| What is asked |
Set down the material below word for word, excluding the pictures.

>> start Given data

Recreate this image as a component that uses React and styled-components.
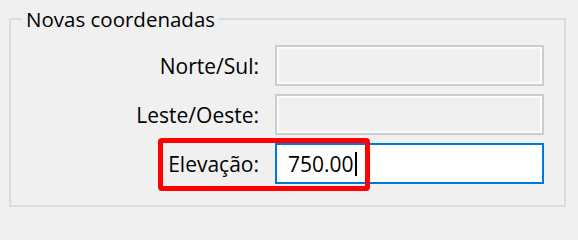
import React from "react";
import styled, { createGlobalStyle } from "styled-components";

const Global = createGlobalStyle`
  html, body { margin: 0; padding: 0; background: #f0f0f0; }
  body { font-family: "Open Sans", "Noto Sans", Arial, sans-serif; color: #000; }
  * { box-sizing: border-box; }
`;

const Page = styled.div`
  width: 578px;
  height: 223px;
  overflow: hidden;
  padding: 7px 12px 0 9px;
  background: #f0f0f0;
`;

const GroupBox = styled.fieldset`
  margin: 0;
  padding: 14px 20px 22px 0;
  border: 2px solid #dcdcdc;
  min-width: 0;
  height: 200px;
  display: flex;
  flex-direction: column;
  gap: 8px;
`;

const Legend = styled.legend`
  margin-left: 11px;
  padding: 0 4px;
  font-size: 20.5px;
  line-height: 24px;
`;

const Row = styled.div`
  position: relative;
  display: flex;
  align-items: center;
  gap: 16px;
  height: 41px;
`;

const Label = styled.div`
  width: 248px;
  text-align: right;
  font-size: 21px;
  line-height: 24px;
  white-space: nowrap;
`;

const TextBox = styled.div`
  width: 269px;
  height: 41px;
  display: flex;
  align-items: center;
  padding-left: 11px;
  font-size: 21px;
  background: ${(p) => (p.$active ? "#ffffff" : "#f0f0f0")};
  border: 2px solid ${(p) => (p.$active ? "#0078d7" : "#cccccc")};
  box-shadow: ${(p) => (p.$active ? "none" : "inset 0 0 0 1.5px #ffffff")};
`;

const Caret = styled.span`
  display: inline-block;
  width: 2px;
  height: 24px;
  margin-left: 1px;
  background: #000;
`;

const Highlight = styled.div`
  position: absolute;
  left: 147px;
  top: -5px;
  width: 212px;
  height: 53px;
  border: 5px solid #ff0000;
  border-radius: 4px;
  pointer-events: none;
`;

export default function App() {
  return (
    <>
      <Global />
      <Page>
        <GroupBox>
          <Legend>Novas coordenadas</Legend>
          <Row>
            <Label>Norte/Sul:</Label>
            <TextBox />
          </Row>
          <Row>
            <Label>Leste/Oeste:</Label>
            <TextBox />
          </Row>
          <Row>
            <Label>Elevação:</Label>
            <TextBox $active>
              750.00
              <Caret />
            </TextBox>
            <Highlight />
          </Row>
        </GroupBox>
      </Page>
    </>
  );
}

>> end Given data

| The output |
Recreate this image as a component that uses React and styled-components.
import React from "react";
import styled, { createGlobalStyle } from "styled-components";

const Global = createGlobalStyle`
  html, body { margin: 0; padding: 0; background: #f0f0f0; }
  body { font-family: "Open Sans", "Noto Sans", Arial, sans-serif; color: #000; }
  * { box-sizing: border-box; }
`;

const Page = styled.div`
  width: 578px;
  height: 223px;
  overflow: hidden;
  padding: 7px 12px 0 9px;
  background: #f0f0f0;
`;

const GroupBox = styled.fieldset`
  margin: 0;
  padding: 14px 20px 22px 0;
  border: 2px solid #dcdcdc;
  min-width: 0;
  height: 200px;
  display: flex;
  flex-direction: column;
  gap: 8px;
`;

const Legend = styled.legend`
  margin-left: 11px;
  padding: 0 4px;
  font-size: 20.5px;
  line-height: 24px;
`;

const Row = styled.div`
  position: relative;
  display: flex;
  align-items: center;
  gap: 16px;
  height: 41px;
`;

const Label = styled.div`
  width: 248px;
  text-align: right;
  font-size: 21px;
  line-height: 24px;
  white-space: nowrap;
`;

const TextBox = styled.div`
  width: 269px;
  height: 41px;
  display: flex;
  align-items: center;
  padding-left: 11px;
  font-size: 21px;
  background: ${(p) => (p.$active ? "#ffffff" : "#f0f0f0")};
  border: 2px solid ${(p) => (p.$active ? "#0078d7" : "#cccccc")};
  box-shadow: ${(p) => (p.$active ? "none" : "inset 0 0 0 1.5px #ffffff")};
`;

const Caret = styled.span`
  display: inline-block;
  width: 2px;
  height: 24px;
  margin-left: 1px;
  background: #000;
`;

const Highlight = styled.div`
  position: absolute;
  left: 147px;
  top: -5px;
  width: 212px;
  height: 53px;
  border: 5px solid #ff0000;
  border-radius: 4px;
  pointer-events: none;
`;

export default function App() {
  return (
    <>
      <Global />
      <Page>
        <GroupBox>
          <Legend>Novas coordenadas</Legend>
          <Row>
            <Label>Norte/Sul:</Label>
            <TextBox />
          </Row>
          <Row>
            <Label>Leste/Oeste:</Label>
            <TextBox />
          </Row>
          <Row>
            <Label>Elevação:</Label>
            <TextBox $active>
              750.00
              <Caret />
            </TextBox>
            <Highlight />
          </Row>
        </GroupBox>
      </Page>
    </>
  );
}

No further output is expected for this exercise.